The essential Lucas portrayal of the male is Get off your Horse and Drink your Milk 1994, a naked young man holding a milk bottle to his crotch as a penis, with two biscuits for testicles. The milk bottle is an appropriate choice: a stiff tubular shape with white stuff in it. The essential Lucas female, Spinster 2000, is the arrangement of those two fried eggs for breasts and fish for a vulva. Sex is a mattress with a fluorescent tube light pierced through it. For those critics envisaged earlier, all his (together with dirty toilets) offers only an unpleasantly ironised view of the flushable nature of sex as a weary yet restless desire for friction, all constituting no more than a somewhat grown-up version of what makes six year olds giggle. Some of the critical reaction in Switzerland reflected just such a view: “trash-feminism”, “agressif et vulgaire”, “Alles ist Sex” featured among the comments.
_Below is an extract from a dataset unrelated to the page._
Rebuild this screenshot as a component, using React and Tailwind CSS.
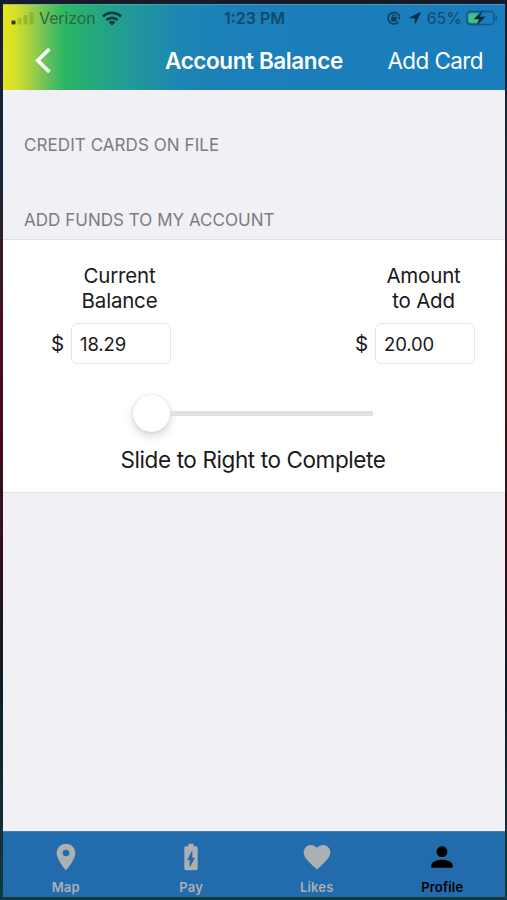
import React, { useState } from "react";
import {
  MdLocationOn,
  MdBatteryChargingFull,
  MdFavorite,
  MdPerson,
} from "react-icons/md";

const tabs = [
  { name: "Map", icon: MdLocationOn },
  { name: "Pay", icon: MdBatteryChargingFull },
  { name: "Likes", icon: MdFavorite },
  { name: "Profile", icon: MdPerson },
];

const StatusBar = () => (
  <div className="flex h-[26px] items-center justify-between pl-2 pr-[7px] text-[16px] leading-[26px] text-[#123a4c]/80">
    <div className="flex w-[140px] items-center">
      <svg width="23" height="14" viewBox="0 0 23 14">
        <rect x="0.5" y="9.5" width="4" height="4" rx="1" fill="#2b3a10" />
        <g fill="#4f7a20" opacity="0.3">
          <rect x="6.5" y="7" width="4" height="6.5" rx="1" />
          <rect x="12.5" y="4" width="4" height="9.5" rx="1" />
          <rect x="18.5" y="1" width="4" height="12.5" rx="1" />
        </g>
      </svg>
      <span className="ml-[5px] tracking-[-0.1px] text-[#2f6440]">Verizon</span>
      <svg
        className="ml-[6px]"
        width="20"
        height="15"
        viewBox="0 0 20 15"
        fill="none"
        stroke="#0e3b41"
        strokeWidth="2.8"
      >
        <path d="M1 5.6a12.8 12.8 0 0 1 18 0" />
        <path d="M4.4 9.1a8 8 0 0 1 11.2 0" />
        <path d="M10 14.4 6.7 11.2a4.7 4.7 0 0 1 6.6 0Z" fill="#0e3b41" stroke="none" />
      </svg>
    </div>
    <span className="text-[16px] font-semibold">1:23 PM</span>
    <div className="flex w-[140px] items-center justify-end">
      <svg
        width="14"
        height="14"
        viewBox="0 0 14 14"
        fill="none"
        stroke="#103a52"
        strokeWidth="1.5"
      >
        <path d="M12.5 5.5A5.8 5.8 0 1 0 11.4 11" />
        <path d="M10.5 6h3.2l-1.4 2.4Z" fill="#103a52" stroke="none" />
        <rect x="4.2" y="6.2" width="5.4" height="4.2" fill="#103a52" stroke="none" />
        <path d="M5.4 6.5V5.2a1.5 1.5 0 0 1 3 0v1.3" strokeWidth="1.1" />
      </svg>
      <svg className="ml-2" width="12" height="12" viewBox="0 0 12 12">
        <path
          d="M11.5.5.8 5.8h5.4v5.4Z"
          fill="#0c3048"
          stroke="#0c3048"
          strokeWidth="1"
          strokeLinejoin="round"
        />
      </svg>
      <span className="ml-[6px]">65%</span>
      <svg className="ml-1" width="32" height="18" viewBox="0 0 32 18">
        <rect
          x="0.75"
          y="2.5"
          width="27"
          height="13"
          rx="3.5"
          fill="none"
          stroke="#15547f"
          strokeWidth="1.3"
        />
        <rect x="2.5" y="4.2" width="10" height="9.6" rx="2" fill="#45c376" />
        <rect x="10" y="4.2" width="4.5" height="9.6" fill="#45c376" />
        <path d="M29.5 6.5v5c2.2-.9 2.2-4.1 0-5Z" fill="#15547f" />
        <path
          d="M17 .5 7.6 10.3h5.2l-2.6 7.2 9.6-10h-5.4Z"
          fill="#0b2a3a"
          stroke="#1d7cb8"
          strokeWidth="0.4"
        />
      </svg>
    </div>
  </div>
);

const Header = () => (
  <header className="h-[86px] border-t border-[#6fa6bb]/60 bg-[linear-gradient(90deg,#e6e61e_0px,#d6e028_12px,#a5cf45_28px,#66c15a_44px,#2cb764_61px,#26ab78_85px,#229b97_125px,#1d86b2_175px,#1b7fba_230px,#1a7dbd_100%)]">
    <StatusBar />
    <div className="flex h-[59px] items-center pl-8 pr-[22px] pt-px text-[22.5px] leading-[58px] text-white">
      <button aria-label="Back" className="w-[130px]">
        <svg
          className="-mt-px"
          width="16"
          height="27"
          viewBox="0 0 16 27"
          fill="none"
          stroke="currentColor"
          strokeWidth="3.6"
        >
          <path d="M14.4 2 2.7 13.5 14.4 25" />
        </svg>
      </button>
      <h1 className="grow font-semibold tracking-[-0.4px]">Account Balance</h1>
      <button className="tracking-[-0.6px]">Add Card</button>
    </div>
  </header>
);

const MoneyField = ({ label, value, onChange }) => (
  <label className="w-[121px]">
    <span className="ml-5 block w-[99px] text-center text-[20.5px] leading-[25px] tracking-[-0.2px]">
      {label[0]}
      <br />
      {label[1]}
    </span>
    <span className="mt-[10px] flex items-center justify-between">
      <span className="ml-px mt-px text-[20.5px] leading-none">$</span>
      <input
        value={value}
        onChange={onChange}
        className="h-[41px] w-[100px] rounded-[6px] border-[1.5px] border-[#e6e6e8] bg-white pl-[8px] text-[18.5px] tracking-[-0.1px] outline-none"
      />
    </span>
  </label>
);

const TabBar = () => (
  <nav className="flex h-[66px] border-t border-[#4b7fae] bg-[#226bad]">
    {tabs.map(({ name, icon: Icon }) => (
      <button
        key={name}
        className={`flex flex-1 flex-col items-center pt-[9px] ${
          name === "Profile" ? "text-black" : "text-[#adb0b3]"
        }`}
      >
        <Icon size={32} />
        <span className="mt-[6px] text-[13px] font-semibold leading-4 tracking-[0.2px]">
          {name}
        </span>
      </button>
    ))}
  </nav>
);

const App = () => {
  const [balance, setBalance] = useState("18.29");
  const [amount, setAmount] = useState("20.00");

  return (
    <div className="h-[900px] w-[507px] bg-[linear-gradient(180deg,#141b29_0px,#1c2838_180px,#4a0f1c_330px,#3a0d18_520px,#101c26_680px,#123840_100%)] pb-[3px] pl-[3px] pr-[2px] pt-1 font-['Inter',sans-serif] text-[#1a1a1a]">
      <div className="flex h-full flex-col bg-[#f0f0f5]">
        <Header />
        <main className="grow text-[17px] text-[#7c7c82]">
          <h2 className="flex h-[75px] items-end pb-[10px] pl-[21px] leading-5 tracking-[0.07px]">
            CREDIT CARDS ON FILE
          </h2>
          <h2 className="flex h-[74px] items-end pb-[9px] pl-[21px] leading-5 tracking-[0.03px]">
            ADD FUNDS TO MY ACCOUNT
          </h2>
          <section className="flex h-[254px] flex-col items-center border-y border-[#e0e0e4] bg-white text-[#1a1a1a]">
            <div className="flex w-full justify-between pl-[47px] pr-[30px] pt-[23px]">
              <MoneyField
                label={["Current", "Balance"]}
                value={balance}
                onChange={(e) => setBalance(e.target.value)}
              />
              <MoneyField
                label={["Amount", "to Add"]}
                value={amount}
                onChange={(e) => setAmount(e.target.value)}
              />
            </div>
            <div className="mr-[2px] mt-[31px] flex w-[240px] items-center">
              <div className="size-[37px] shrink-0 rounded-full bg-white shadow-[0_4px_10px_rgba(0,0,0,0.17),0_0_3px_rgba(0,0,0,0.1)]" />
              <div className="h-[5px] grow bg-[#e1e1e1]" />
            </div>
            <p className="mr-[2px] mt-[13px] text-[22.5px] leading-[30px] tracking-[-0.4px]">
              Slide to Right to Complete
            </p>
          </section>
        </main>
        <TabBar />
      </div>
    </div>
  );
};

export default App;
But then you notice the pair of boots with razor-blades embedded in the toes near an array of objects chosen for their phallic shape (corn on the cob, gourd, marrow), and that near the wheelbarrow-pushing dwarf sculpted out of cigarettes there is a copy of the Sunday Sport reporting the claim by a female midget who works as a topless kiss-o-gram that lots of men fancy her. These weirdly imaginative and unexpected juxtapositions refute any suggestion that Lucas has a single obsession in mind. There is something more complicated going on. Some might say that the chief point of her art is that it is a joke, a vehicle for her dark, distinctive humour, and that if one sees it as trying to persuade us to think differently about the place of sex and sexuality in life, that is just a lucky accident. But Lucas’s work definitely spills over boundaries – not only of convention, and of the clumsy categorisations of contemporary art, but also of notions of taste too.